The redesigned SAT includes a range of challenging texts and informational graphics that address these sorts of issues and topics in the Evidence-Based Reading and Writing section and the Math section. Questions will require students to read and understand texts, revise texts to be consistent with data presented in graphics, synthesize information presented through texts and graphics, and solve problems that are grounded in science and social science.
U.S. Founding Documents and the Great Global Conversation
The SAT Suite of Assessments asks students to read a passage from U.S. founding documents or the global conversation they inspired.
The U.S. founding documents, including the Declaration of Independence, the Bill of Rights, and the Federalist Papers, have been inspired by and have helped to inspire a conversation that continues to this day about the nature of civic life.

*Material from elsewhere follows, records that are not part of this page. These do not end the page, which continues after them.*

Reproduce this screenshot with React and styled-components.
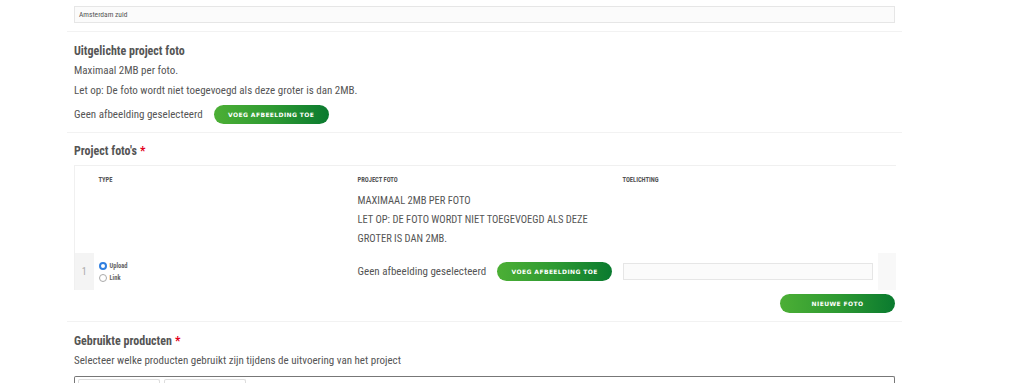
import React from 'react'
import styled, { createGlobalStyle } from 'styled-components'

const GlobalStyle = createGlobalStyle`
  body {
    margin: 0;
    background: #fff;
    font-family: "Roboto Condensed", "DejaVu Sans Condensed", "Liberation Sans", sans-serif;
    color: #555;
  }
`

const Page = styled.div`
  width: 835px;
  margin-left: 67px;
`

const Section = styled.div`
  padding: ${p => p.pad || '0 7px'};
  border-bottom: ${p => (p.last ? 'none' : '1px solid #f2f2f2')};
`

const TextInput = styled.div`
  box-sizing: border-box;
  height: 17px;
  width: ${p => p.width || 'auto'};
  border: 1px solid #e6e6e6;
  background: #fbfbfb;
  padding: 0 4px;
  font-size: 7.5px;
  line-height: 15px;
  color: #555;
`

const Title = styled.div`
  font-weight: bold;
  font-size: 12px;
  line-height: 20px;
  color: #555;
`

const Req = styled.span`
  color: #e3001b;
  margin-left: 3px;
`

const Line = styled.div`
  font-size: 11px;
  line-height: 20px;
  color: #555;
`

const FileRow = styled.div`
  display: flex;
  align-items: center;
  gap: 11px;
  font-size: 11px;
  color: #555;
  margin-top: ${p => p.mt || '0'};
`

const GreenButton = styled.button`
  width: 115px;
  height: 19px;
  border: none;
  border-radius: 10px;
  background: linear-gradient(90deg, #4caf35 0%, #2e9a32 50%, #0a7a2f 100%);
  color: #fff;
  font-family: "DejaVu Sans", sans-serif;
  font-weight: bold;
  font-size: 6px;
  letter-spacing: 0.4px;
  padding: 0;
`

const Table = styled.table`
  width: 100%;
  table-layout: fixed;
  border-collapse: collapse;
  margin-top: 4px;
  border-top: 1px solid #f0f0f0;
  border-left: 1px solid #f0f0f0;
`

const Th = styled.th`
  text-align: left;
  vertical-align: top;
  font-size: 6.5px;
  font-weight: bold;
  color: #555;
  padding: 10px 0 0 5px;
`

const Upper = styled.div`
  font-size: 10.5px;
  font-weight: normal;
  line-height: 19px;
  text-transform: uppercase;
  margin-top: 7px;
  padding-bottom: 5px;
`

const Td = styled.td`
  height: 37px;
  padding: ${p => p.pad || '0 0 0 5px'};
  vertical-align: middle;
  background: ${p => p.bg || 'transparent'};
  text-align: ${p => p.align || 'left'};
  font-size: 10px;
  color: #aaa;
`

const RadioGroup = styled.div`
  display: flex;
  flex-direction: column;
  gap: 4px;
`

const RadioLabel = styled.label`
  display: flex;
  align-items: center;
  gap: 3px;
  font-size: 6.5px;
  font-weight: bold;
  color: #666;
`

const Radio = styled.span`
  width: 8px;
  height: 8px;
  border-radius: 50%;
  box-sizing: border-box;
  border: ${p => (p.checked ? '2.5px solid #2f7fe0' : '1px solid #aaa')};
  background: #fff;
`

const ButtonRow = styled.div`
  display: flex;
  justify-content: flex-end;
  padding: 4px 0 8px;
`

const SelectBox = styled.div`
  margin-top: 5px;
  height: 20px;
  border: 1px solid #777;
  border-bottom: none;
  border-radius: 2px 2px 0 0;
  display: flex;
  gap: 4px;
  padding: 2px 3px 0;
`

const Chip = styled.div`
  width: 80px;
  height: 14px;
  border: 1px solid #ddd;
  border-bottom: none;
  border-radius: 2px;
`

export default function App() {
  return (
    <>
      <GlobalStyle />
      <Page>
        <Section pad="6px 7px 8px">
          <TextInput>Amsterdam zuid</TextInput>
        </Section>

        <Section pad="9px 7px 8px">
          <Title>Uitgelichte project foto</Title>
          <Line>Maximaal 2MB per foto.</Line>
          <Line>Let op: De foto wordt niet toegevoegd als deze groter is dan 2MB.</Line>
          <FileRow mt="4px">
            <span>Geen afbeelding geselecteerd</span>
            <GreenButton>VOEG AFBEELDING TOE</GreenButton>
          </FileRow>
        </Section>

        <Section pad="8px 7px 0">
          <Title>
            Project foto's<Req>*</Req>
          </Title>
          <Table>
            <colgroup>
              <col style={{ width: 19 }} />
              <col style={{ width: 259 }} />
              <col style={{ width: 265 }} />
              <col style={{ width: 260 }} />
              <col style={{ width: 18 }} />
            </colgroup>
            <thead>
              <tr>
                <Th />
                <Th>TYPE</Th>
                <Th>
                  PROJECT FOTO
                  <Upper>
                    Maximaal 2MB per foto
                    <br />
                    Let op: De foto wordt niet toegevoegd als deze groter is dan 2MB.
                  </Upper>
                </Th>
                <Th>TOELICHTING</Th>
                <Th />
              </tr>
            </thead>
            <tbody>
              <tr>
                <Td bg="#f4f4f4" align="center" pad="0">1</Td>
                <Td>
                  <RadioGroup>
                    <RadioLabel>
                      <Radio checked />
                      Upload
                    </RadioLabel>
                    <RadioLabel>
                      <Radio />
                      Link
                    </RadioLabel>
                  </RadioGroup>
                </Td>
                <Td>
                  <FileRow>
                    <span>Geen afbeelding geselecteerd</span>
                    <GreenButton>VOEG AFBEELDING TOE</GreenButton>
                  </FileRow>
                </Td>
                <Td>
                  <TextInput width="250px" />
                </Td>
                <Td bg="#f8f8f8" pad="0" />
              </tr>
            </tbody>
          </Table>
          <ButtonRow>
            <GreenButton>NIEUWE FOTO</GreenButton>
          </ButtonRow>
        </Section>

        <Section pad="9px 7px 0" last>
          <Title>
            Gebruikte producten<Req>*</Req>
          </Title>
          <Line>Selecteer welke producten gebruikt zijn tijdens de uitvoering van het project</Line>
          <SelectBox>
            <Chip />
            <Chip />
          </SelectBox>
        </Section>
      </Page>
    </>
  )
}
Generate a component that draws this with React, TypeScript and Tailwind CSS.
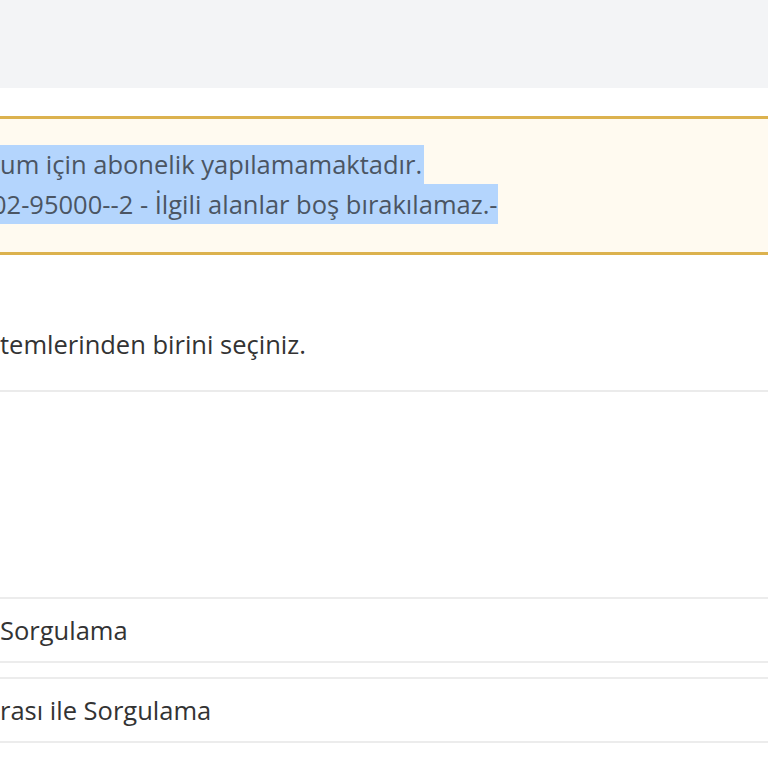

Authors, speakers, and thinkers from the United States and around the world, including Edmund Burke, Mary Wollstonecraft, Nelson Mandela, and Mohandas Gandhi, have broadened and deepened the conversation around such vital matters as freedom, justice, and human dignity.
The redesigned SAT Suite includes texts from this global conversation. The goal is to inspire a close reading of these rich, meaningful, often profound texts, not only as a way to develop valuable college and career readiness skills but also as an opportunity to reflect on and deeply engage with issues and concerns central to informed citizenship.
No Penalty for Guessing
Across the SAT Suite, students simply earn points for questions answered correctly. They’re able to give their best answer to every question because there’s no advantage to leaving them blank.